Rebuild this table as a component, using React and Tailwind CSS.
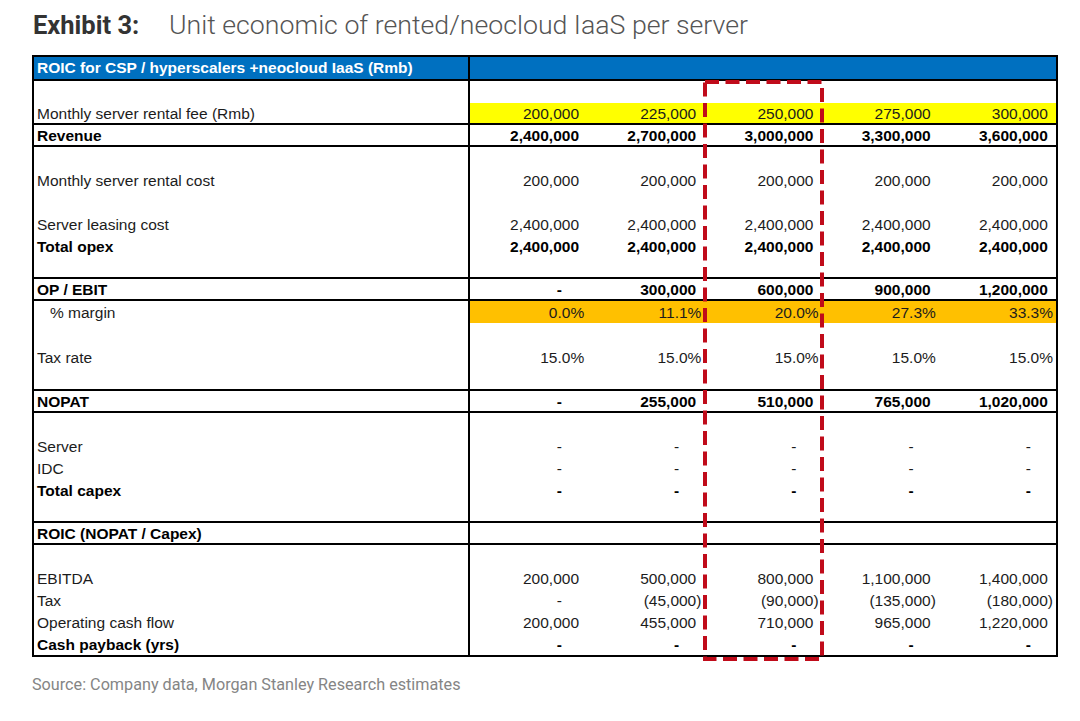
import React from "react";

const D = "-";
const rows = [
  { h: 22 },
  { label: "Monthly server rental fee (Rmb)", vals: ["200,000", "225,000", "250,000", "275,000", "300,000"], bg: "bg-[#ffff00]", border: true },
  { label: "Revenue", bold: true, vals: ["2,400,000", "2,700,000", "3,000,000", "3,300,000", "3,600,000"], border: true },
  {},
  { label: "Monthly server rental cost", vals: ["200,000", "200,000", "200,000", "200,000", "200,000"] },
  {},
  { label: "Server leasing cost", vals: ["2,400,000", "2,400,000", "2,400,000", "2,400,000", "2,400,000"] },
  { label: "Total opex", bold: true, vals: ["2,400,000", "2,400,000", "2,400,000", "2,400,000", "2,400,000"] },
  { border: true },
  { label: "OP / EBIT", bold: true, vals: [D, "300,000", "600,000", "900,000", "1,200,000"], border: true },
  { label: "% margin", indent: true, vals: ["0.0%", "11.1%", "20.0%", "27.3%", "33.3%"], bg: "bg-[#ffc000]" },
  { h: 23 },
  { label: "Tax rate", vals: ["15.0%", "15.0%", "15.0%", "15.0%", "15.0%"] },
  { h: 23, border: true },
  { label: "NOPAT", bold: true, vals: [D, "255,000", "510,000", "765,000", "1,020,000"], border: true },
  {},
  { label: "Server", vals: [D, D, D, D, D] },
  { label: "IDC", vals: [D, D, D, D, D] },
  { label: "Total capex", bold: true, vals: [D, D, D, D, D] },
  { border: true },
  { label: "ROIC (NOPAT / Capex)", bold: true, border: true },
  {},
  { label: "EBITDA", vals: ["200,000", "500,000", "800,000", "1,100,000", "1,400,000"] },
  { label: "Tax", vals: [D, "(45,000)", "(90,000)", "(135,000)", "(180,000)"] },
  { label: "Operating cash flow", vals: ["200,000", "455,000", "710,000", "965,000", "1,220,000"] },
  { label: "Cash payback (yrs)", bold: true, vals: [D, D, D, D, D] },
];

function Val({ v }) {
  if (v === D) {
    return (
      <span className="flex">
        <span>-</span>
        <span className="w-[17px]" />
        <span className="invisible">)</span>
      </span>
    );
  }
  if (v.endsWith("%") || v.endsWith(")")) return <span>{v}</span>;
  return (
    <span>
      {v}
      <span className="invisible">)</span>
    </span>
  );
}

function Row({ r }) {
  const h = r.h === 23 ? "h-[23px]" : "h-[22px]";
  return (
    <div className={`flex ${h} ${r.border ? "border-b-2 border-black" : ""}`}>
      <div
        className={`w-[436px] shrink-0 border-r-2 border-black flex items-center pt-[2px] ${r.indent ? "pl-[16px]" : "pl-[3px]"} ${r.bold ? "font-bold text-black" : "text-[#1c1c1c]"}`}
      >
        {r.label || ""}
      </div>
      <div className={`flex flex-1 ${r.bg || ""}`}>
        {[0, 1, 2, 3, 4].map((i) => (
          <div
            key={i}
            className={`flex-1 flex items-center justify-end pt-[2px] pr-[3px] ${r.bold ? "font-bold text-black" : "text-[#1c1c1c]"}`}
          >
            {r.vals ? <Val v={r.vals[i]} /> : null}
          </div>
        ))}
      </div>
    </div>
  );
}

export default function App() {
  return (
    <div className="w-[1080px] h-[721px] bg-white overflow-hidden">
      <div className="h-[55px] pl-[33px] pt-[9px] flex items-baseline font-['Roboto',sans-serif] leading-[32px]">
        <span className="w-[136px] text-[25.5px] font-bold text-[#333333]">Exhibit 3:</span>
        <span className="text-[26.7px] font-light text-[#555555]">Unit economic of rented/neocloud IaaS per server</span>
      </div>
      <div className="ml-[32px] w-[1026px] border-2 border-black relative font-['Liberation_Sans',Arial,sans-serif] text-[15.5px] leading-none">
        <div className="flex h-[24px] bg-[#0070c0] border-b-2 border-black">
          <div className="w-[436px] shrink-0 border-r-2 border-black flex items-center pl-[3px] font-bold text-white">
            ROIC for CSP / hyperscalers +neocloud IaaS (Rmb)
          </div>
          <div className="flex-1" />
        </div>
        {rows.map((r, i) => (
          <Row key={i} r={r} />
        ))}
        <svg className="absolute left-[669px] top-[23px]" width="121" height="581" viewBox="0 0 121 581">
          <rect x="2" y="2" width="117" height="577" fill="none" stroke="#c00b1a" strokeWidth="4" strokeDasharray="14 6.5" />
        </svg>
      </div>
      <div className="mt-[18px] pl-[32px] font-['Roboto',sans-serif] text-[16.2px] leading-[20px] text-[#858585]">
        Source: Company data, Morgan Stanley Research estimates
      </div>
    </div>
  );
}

_____

* [Set exercise]
In the data above, please extract the lines from the first one through the line with "import React from", exactly, and keep pictures out.

* [Result for this exercise]
Rebuild this table as a component, using React and Tailwind CSS.
import React from "react";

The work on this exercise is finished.